Set this against a backdrop of a diminished and demoralised police force, still suffering the after-effects of the phone-hacking scandal. Oh and, while you’re about it, throw in a complete absence of political leadership – literally every one of them on holiday abroad, while London burned.
This isn’t to excuse any of last night’s sickening behaviour – but it’s helpful, I think, to try and make sense of what we are all experiencing. In an excellent piece in this morning’s Independent, Camilla Batmangheliddjh makes this point:
Working at street level in London, over a number of years, many of us have been concerned about large groups of young adults creating their own parallel antisocial communities with different rules. The individual is responsible for their own survival because the established community is perceived to provide nothing. Acquisition of goods through violence is justified in neighbourhoods where the notion of dog eat dog pervades and the top dog survives the best. The drug economy facilitates a parallel subculture with the drug dealer producing more fiscally efficient solutions than the social care agencies who are too under-resourced to compete.
Hmm. I buy this description of some inner city areas, but Ealing? Nevertheless, Camilla’s article is well argued and comes from a position of great wisdom and understanding. Whether she’s completely right or not may not be the point. She underlines a role that our sector has in this national mess, which is to promote a deeper understanding and prevent fear turning us all into Daily Mail readers.
While the Sun was calling for us to nail Twitter rioters, it was heartening to see social media being put to a better use this morning: #riotcleanup called for the rest of us to get out on the streets this morning and help clean up the carnage. Pictures confirmed that hundreds of people showed up to do just that.
In the meantime it sounds as though we may be in for another rough night tonight. I wish you all safe and sound.
Simon
Tags: Camilla Batmangheliddjh, David Lammy, Facebook, ken Livingstone, London riots, social media, Tottenham, Twitter




Great post Simon! Good things (i.e Twitter) will always be put to bad use by some people. But however much bad comes out of Twitter it seems to be matched by the good. Some wonderful acts of kindness and solidarity are pouring out of my news feed this morning. Got to go now as someone has just tweeted me asking me to bring tea and cake to the Police and community outreach in my neighbourhood ;0)
Social Media is not responsible for this. It may have been an enabler to allow communication between groups of hoodlums but if not social media then it would be texting or going further back paging! Attention should also be focused on the use of social media for the organising of cleanup groups and general goodwill, concern between people the length of the country.

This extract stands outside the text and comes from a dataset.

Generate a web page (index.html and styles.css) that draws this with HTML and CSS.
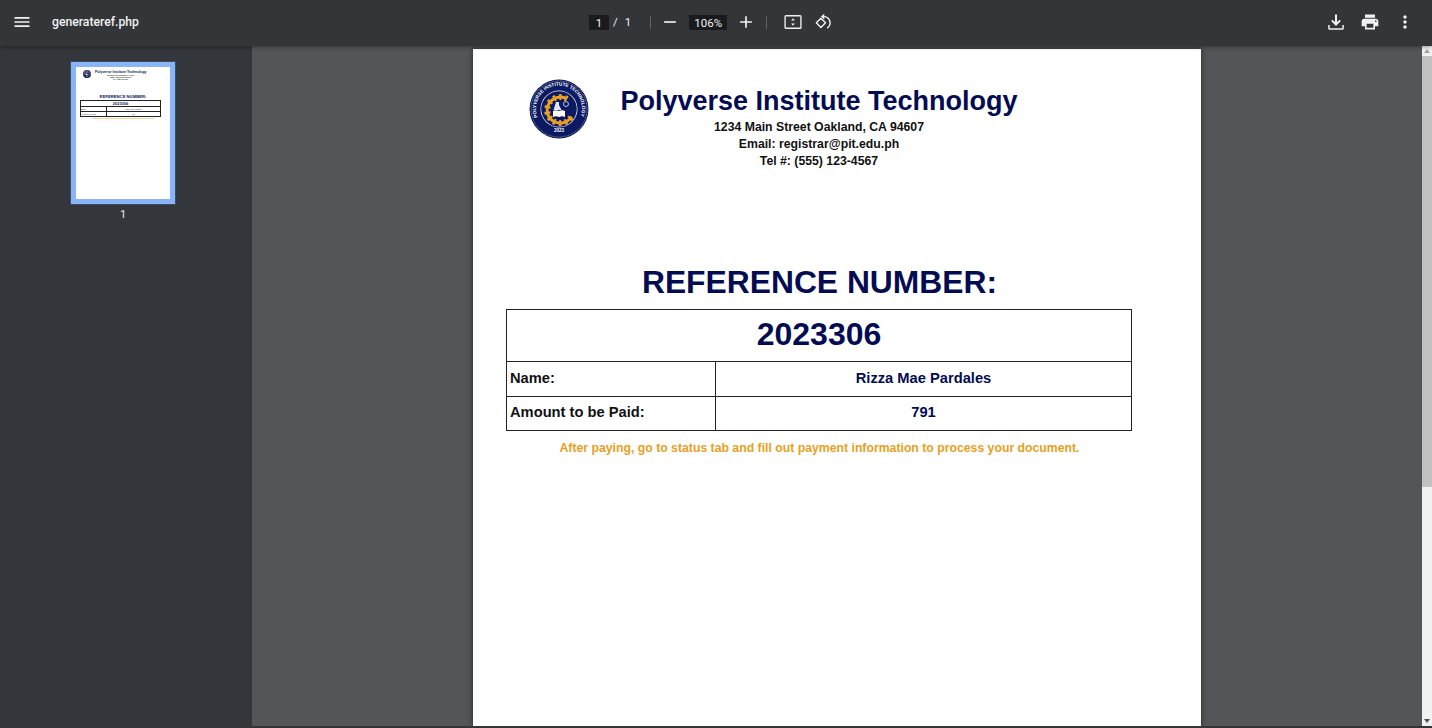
FILE: index.html
```html
<!DOCTYPE html>
<html>
<head>
    <title>generateref.php</title>
    <link rel="stylesheet" href="styles.css">
</head>
<body>
    <svg class="defs" width="0" height="0">
        <defs>
            <path id="ring-text" d="M 9 39 A 23 23 0 1 1 51 39"/>
            <symbol id="seal" viewBox="0 0 60 60">
                <circle cx="30" cy="30" r="29.5" fill="#0b1a63"/>
                <circle cx="30" cy="30" r="28" fill="none" stroke="#c9b98a" stroke-width="0.6" stroke-dasharray="1 0.6"/>
                <circle cx="30" cy="30" r="18.500" fill="#f4f2ea"/>
                <circle cx="30" cy="30" r="17.800" fill="#0b1a63"/>
                <text class="seal-text"><textPath href="#ring-text" startOffset="1%">POLYVERSE INSTITUTE TECHNOLOGY</textPath></text>
                <text class="seal-year" x="30" y="53" text-anchor="middle">2023</text>
                <path d="M38 20a13 13 0 1 0 4.500 17.500" fill="none" stroke="#e9a023" stroke-width="3"/>
                <path d="M38 20a13 13 0 1 0 4.500 17.500" fill="none" stroke="#e9a023" stroke-width="6" stroke-dasharray="2.400 3.400"/>
                <path d="M24 32c2-1 4-1 6 0 2-1 4-1 6 0v6c-2-1-4-1-6 0-2-1-4-1-6 0z" fill="#fff"/>
                <path d="M27 23h3v3l2.500 5h-8z" fill="#dfe6f5"/>
                <circle cx="37" cy="25" r="2.500" fill="none" stroke="#dfe6f5" stroke-width="0.8"/>
            </symbol>
        </defs>
    </svg>

    <header class="toolbar">
        <div class="toolbar-left">
            <svg class="icon" viewBox="0 0 24 24"><path d="M3 18h18v-2H3v2zm0-5h18v-2H3v2zm0-7v2h18V6H3z"/></svg>
            <span class="file-name">generateref.php</span>
        </div>
        <div class="toolbar-center">
            <span class="field page-field">1</span>
            <span class="page-sep">/</span>
            <span class="page-total">1</span>
            <span class="divider first-divider"></span>
            <svg class="icon minus" viewBox="0 0 24 24"><path d="M5 11h14v2H5z"/></svg>
            <span class="field zoom-field">106%</span>
            <svg class="icon plus" viewBox="0 0 24 24"><path d="M19 13h-6v6h-2v-6H5v-2h6V5h2v6h6z"/></svg>
            <span class="divider second-divider"></span>
            <svg class="icon fit" viewBox="0 0 24 24">
                <rect x="2.500" y="4.500" width="19" height="15" rx="1" fill="none" stroke="#f1f1f1" stroke-width="1.600"/>
                <path d="M12 7.500l2.200 2.700H9.800zM12 16.500l-2.200-2.700h4.400z"/>
            </svg>
            <svg class="icon rotate" viewBox="0 0 24 24">
                <path d="M9.500 7.500L4 13l5.500 5.500L15 13z" fill="none" stroke="#f1f1f1" stroke-width="1.700" stroke-linejoin="round"/>
                <path d="M11 5.500h2.500a7.500 7.500 0 0 1 3.500 13.800" fill="none" stroke="#f1f1f1" stroke-width="1.700"/>
                <path d="M13.500 2v7l-4-3.500z"/>
            </svg>
        </div>
        <div class="toolbar-right">
            <svg class="icon" viewBox="0 0 24 24">
                <path d="M12 3v11M7 10l5 5 5-5" fill="none" stroke="#f1f1f1" stroke-width="2.400"/>
                <path d="M3.500 15.500v4a1 1 0 0 0 1 1h15a1 1 0 0 0 1-1v-4" fill="none" stroke="#f1f1f1" stroke-width="1.800"/>
            </svg>
            <svg class="icon" viewBox="0 0 24 24"><path d="M19 8H5c-1.660 0-3 1.340-3 3v6h4v4h12v-4h4v-6c0-1.660-1.340-3-3-3zm-3 11H8v-5h8v5zm3-7c-.55 0-1-.45-1-1s.45-1 1-1 1 .45 1 1-.45 1-1 1zm-1-9H6v4h12V3z"/></svg>
            <svg class="icon more" viewBox="0 0 24 24"><path d="M12 8c1.100 0 2-.9 2-2s-.9-2-2-2-2 .9-2 2 .9 2 2 2zm0 2c-1.100 0-2 .9-2 2s.9 2 2 2 2-.9 2-2-.9-2-2-2zm0 6c-1.100 0-2 .9-2 2s.9 2 2 2 2-.9 2-2-.9-2-2-2z"/></svg>
        </div>
    </header>

    <div class="viewer">
        <aside class="sidebar">
            <div class="thumb">
                <div class="thumb-page">
                    <div class="thumb-head">
                        <svg class="thumb-seal"><use href="#seal"/></svg>
                        <div class="thumb-lines">
                            <div class="thumb-title">Polyverse Institute Technology</div>
                            <div class="thumb-line">1234 Main Street Oakland, CA 94607</div>
                            <div class="thumb-line">Email: registrar@pit.edu.ph</div>
                            <div class="thumb-line">Tel #: (555) 123-4567</div>
                        </div>
                    </div>
                    <div class="thumb-ref">REFERENCE NUMBER:</div>
                    <div class="thumb-table">
                        <div class="thumb-num">2023306</div>
                        <div class="thumb-row"><span>Name:</span><span>Rizza Mae Pardales</span></div>
                        <div class="thumb-row"><span>Amount to be Paid:</span><span>791</span></div>
                    </div>
                    <div class="thumb-note">After paying, go to status tab and fill out payment information to process your document.</div>
                </div>
            </div>
            <div class="thumb-label">1</div>
        </aside>

        <main class="stage">
            <section class="page">
                <div class="letterhead">
                    <svg class="seal"><use href="#seal"/></svg>
                    <div class="school">
                        <h1>Polyverse Institute Technology</h1>
                        <p>1234 Main Street Oakland, CA 94607</p>
                        <p>Email: registrar@pit.edu.ph</p>
                        <p>Tel #: (555) 123-4567</p>
                    </div>
                </div>

                <h2>REFERENCE NUMBER:</h2>
                <table class="ref-table">
                    <colgroup>
                        <col class="label-col">
                        <col>
                    </colgroup>
                    <tr>
                        <td colspan="2" class="ref-number">2023306</td>
                    </tr>
                    <tr>
                        <th>Name:</th>
                        <td>Rizza Mae Pardales</td>
                    </tr>
                    <tr>
                        <th>Amount to be Paid:</th>
                        <td>791</td>
                    </tr>
                </table>
                <p class="note">After paying, go to status tab and fill out payment information to process your document.</p>
            </section>
        </main>

        <div class="scrollbar">
            <span class="arrow-up"></span>
            <div class="scroll-thumb"></div>
            <div class="scroll-track"></div>
            <span class="arrow-down"></span>
        </div>
    </div>
</body>
</html>
```

FILE: styles.css
```css
html, body {
    height: 100%;
}
body {
    margin: 0;
    display: flex;
    flex-direction: column;
    overflow: hidden;
    background-color: #323639;
    font-family: "Liberation Sans", Arial, sans-serif;
}
.defs {
    position: absolute;
}
.seal-text {
    font: bold 4.700px "Liberation Sans", sans-serif;
    fill: #fff;
}
.seal-year {
    font: bold 4.500px "Liberation Sans", sans-serif;
    fill: #fff;
}

/* toolbar */
.toolbar {
    height: 46px;
    flex: none;
    display: flex;
    align-items: center;
    padding-bottom: 2px;
    box-sizing: border-box;
    background-color: #323639;
    color: #f1f1f1;
    position: relative;
    z-index: 2;
    box-shadow: 0 1px 4px rgba(0, 0, 0, 0.4);
    font-family: Roboto, sans-serif;
}
.icon {
    width: 20px;
    height: 20px;
    fill: #f1f1f1;
    flex: none;
}
.toolbar-left {
    width: 589px;
    flex: none;
    display: flex;
    align-items: center;
    padding-left: 12px;
    box-sizing: border-box;
}
.file-name {
    margin-left: 20px;
    font-size: 12.200px;
    font-weight: 500;
}
.toolbar-center {
    display: flex;
    align-items: center;
    font-size: 11.500px;
}
.field {
    height: 15px;
    line-height: 16px;
    background-color: #191b1c;
    text-align: center;
}
.page-field {
    width: 20px;
}
.page-sep {
    margin-left: 4px;
}
.page-total {
    margin-left: 7px;
}
.divider {
    width: 1px;
    height: 13px;
    background-color: #5f6368;
}
.first-divider {
    margin-left: 19px;
}
.minus {
    margin-left: 9px;
}
.zoom-field {
    width: 38px;
    margin-left: 9px;
}
.plus {
    margin-left: 9px;
}
.second-divider {
    margin-left: 10px;
}
.fit {
    margin-left: 16px;
}
.rotate {
    margin-left: 10px;
}
.toolbar-right {
    margin-left: auto;
    padding-right: 17px;
    display: flex;
    align-items: center;
    gap: 14px;
}
.more {
    margin-left: 1px;
}

/* main area */
.viewer {
    flex: 1;
    min-height: 0;
    display: flex;
    margin-bottom: 2px;
}
.sidebar {
    width: 252px;
    flex: none;
    background-color: #33363b;
    padding-top: 16px;
    box-sizing: border-box;
}
.thumb {
    width: 94px;
    height: 132px;
    border: 5px solid #8ab4f8;
    margin-left: 71px;
    box-shadow: 0 0 0 1px #3f4a5e;
}
.thumb-page {
    height: 100%;
    background-color: #fff;
    color: #0b1a63;
    overflow: hidden;
    padding-top: 3px;
    box-sizing: border-box;
}
.thumb-head {
    display: flex;
    padding-left: 7px;
}
.thumb-seal {
    width: 8px;
    height: 8px;
    flex: none;
}
.thumb-lines {
    width: 51px;
    margin-left: 4px;
    text-align: center;
    white-space: nowrap;
}
.thumb-title {
    font-size: 3.500px;
    line-height: 5px;
    font-weight: bold;
}
.thumb-line {
    font-size: 1.600px;
    line-height: 2px;
    font-weight: bold;
    color: #222;
}
.thumb-ref {
    margin-top: 13px;
    font-size: 4.200px;
    line-height: 6px;
    font-weight: bold;
    text-align: center;
}
.thumb-table {
    width: 81px;
    margin: 0 0 0 4px;
    border: 1px solid #222;
    border-bottom: 0;
    box-sizing: border-box;
}
.thumb-num {
    height: 6px;
    box-sizing: border-box;
    font-size: 4px;
    line-height: 5px;
    font-weight: bold;
    text-align: center;
    border-bottom: 1px solid #222;
}
.thumb-row {
    display: grid;
    grid-template-columns: 26px 1fr;
    height: 5px;
    box-sizing: border-box;
    font-size: 1.800px;
    line-height: 4px;
    text-align: center;
    border-bottom: 1px solid #222;
}
.thumb-row span:first-child {
    text-align: left;
    border-right: 1px solid #222;
    color: #222;
}
.thumb-note {
    font-size: 1.500px;
    line-height: 3px;
    font-weight: bold;
    text-align: center;
    color: #e9a023;
}
.thumb-label {
    margin-top: 4px;
    width: 246px;
    text-align: center;
    font-family: Roboto, sans-serif;
    font-size: 11px;
    color: #e8eaed;
}

.stage {
    flex: 1;
    min-width: 0;
    background-color: #525659;
    display: flex;
    justify-content: center;
    padding-top: 3px;
    overflow: hidden;
}
.page {
    width: 728px;
    flex: none;
    background-color: #fff;
    box-shadow: 0 0 5px rgba(0, 0, 0, 0.6);
    padding: 30px 69px 0 34px;
    box-sizing: border-box;
}
.letterhead {
    display: flex;
    padding-left: 22px;
}
.seal {
    width: 60px;
    height: 60px;
    flex: none;
}
.school {
    width: 398px;
    margin-left: 31px;
    text-align: center;
    font-weight: bold;
    color: #111;
    white-space: nowrap;
}
.school h1 {
    margin: 4px 0 0;
    font-size: 27px;
    line-height: 36px;
    color: #030c52;
}
.school p {
    margin: 0;
    font-size: 12.250px;
    line-height: 17px;
}
h2 {
    margin: 92px 0 0;
    font-size: 31.800px;
    line-height: 41px;
    text-align: center;
    color: #030c52;
}
.ref-table {
    width: 626px;
    margin: 6px 0 0 -1px;
    border-collapse: collapse;
    table-layout: fixed;
}
.label-col {
    width: 209px;
}
.ref-table th, .ref-table td {
    border: 1px solid #222;
    height: 34.500px;
    padding: 0 3px 2px;
    font-size: 14.700px;
    font-weight: bold;
    box-sizing: border-box;
}
.ref-table th {
    text-align: left;
    color: #111;
}
.ref-table td {
    text-align: center;
    color: #030c52;
}
.ref-table .ref-number {
    height: 52px;
    font-size: 32px;
}
.note {
    margin: 9px 0 0;
    text-align: center;
    font-size: 12.250px;
    line-height: 17px;
    font-weight: bold;
    color: #e9a023;
}

/* scrollbar */
.scrollbar {
    width: 10px;
    flex: none;
    display: flex;
    flex-direction: column;
    background-color: #f1f1f1;
}
.arrow-up, .arrow-down {
    height: 10px;
    flex: none;
    position: relative;
}
.arrow-up::after, .arrow-down::after {
    content: "";
    position: absolute;
    left: 2px;
    top: 3px;
    border-left: 3px solid transparent;
    border-right: 3px solid transparent;
}
.arrow-up::after {
    border-bottom: 4px solid #a3a3a3;
}
.arrow-down::after {
    border-top: 4px solid #505050;
}
.scroll-thumb {
    height: 431px;
    flex: none;
    background-color: #c1c1c1;
}
.scroll-track {
    flex: 1;
}
```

Thanks for the interesting post.
Very good piece, but I must disagree with “David Lammy [who] warned that Tottenham could become a hotbed of violence, “akin to inner city America”, if cuts to crucial public services are left unchallenged.”
First, inner city America is relative to its own past not “a hotbed of violence.” Crime has fallen in most cities over the last 10-15 years, although there is still more gun crime than anywhere in Europe.
Second, I’m skeptical of the cuts in public services explanation–fairly peaceful inner cities in the US have much less in the way of public services then the UK. I think the US has a more robust informal sector than in the UK–albeit a sector that in the black community is largely church-based.
I recently watched Zeitgeist – The Way Forward. The premise being that social breakdown/disorder results from the perceived or otherwise notion, that a society in which those that have against those who have not can co-exist harmoniously is a misconception. And thus follows the insanity of the disaffected. Just look at lab rats huddled together and exposed to extreme stress. These riots never happen in rural areas after all. And it’s not as though they are unable to co-ordinate, given new social media. Is it? Add that to the ongoing furore of bankers et al, and, BOOM!
Social media does seem to sometimes foster and encourage a mob/hive mentality and remove the individual. As in Flash Mobbing, and anyone who’s on Twitter a lot will have seen how fast witch hunts and pogroms form against individuals, and these are often just middle class people talking about food or films etc! Almost fascist, in the literal sense of the word.
And social media does enable fast mobilisation. In my day the riot would have been over by the time I got the phone box to finally accept my ten pence piece.